Gait Learning of Quadruped Robot Based on Deep Arbitration Strategy
ZHU Xiaoqing,CHEN Jiangtao,ZHANG Siyuan,LIU Xinyuan,RUAN Xiaogang
DOI: https://doi.org/10.15918/j.tbit1001-0645.2022.213
2023-01-01
Abstract:Reproducing the learning process of higher organisms is an important research direction in robot research. Some commonly used reinforcement learning algorithms had been explored based on actor critic (AC) networks to accomplish this task. Due to some shortcomings still existed in the reinforcement learning algorithms, some improvements were also took place. For the deep deterministic policy gradient (DDPG), an overestimated problem to Q value led to deterioration of the learning effect.

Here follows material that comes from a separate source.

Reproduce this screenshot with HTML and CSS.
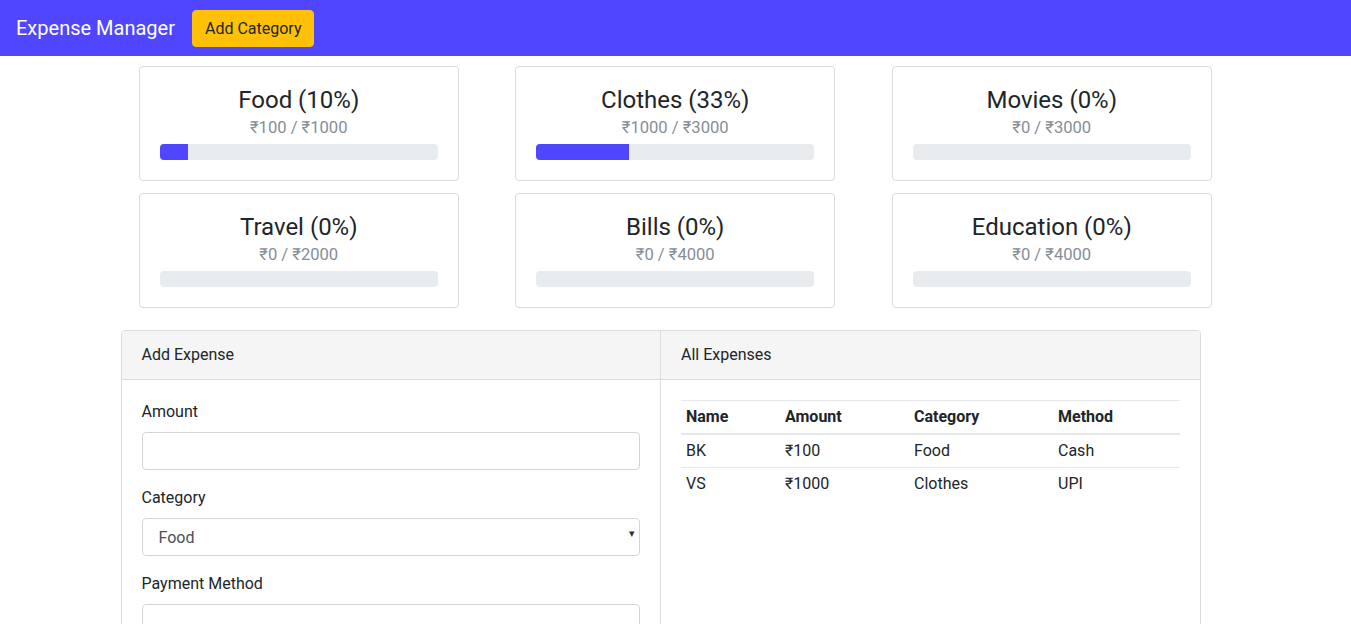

Inspired by the arbitration mechanism in the prefrontal cortex of the brain, a deep arbitration actor critic (DAAC) algorithm was proposed, including two sets of evaluation networks. Through the arbitration mechanism, an optimal evaluation network was selected to update the policy parameters, solving the overestimated problem to Q value effectively. This algorithm enables the quadruped robot reproduce the bionic gait learning process. In simulation experiments, the DAAC algorithm was compared with three algorithms, DDPG, soft actor critic (SAC), and proximal policy optimization (PPO). The experiment results show that the gait of the quadruped robot trained by DAAC has better performance in three aspects, reward value, machine stability, and speed, verifying effectively the superiority of the algorithm.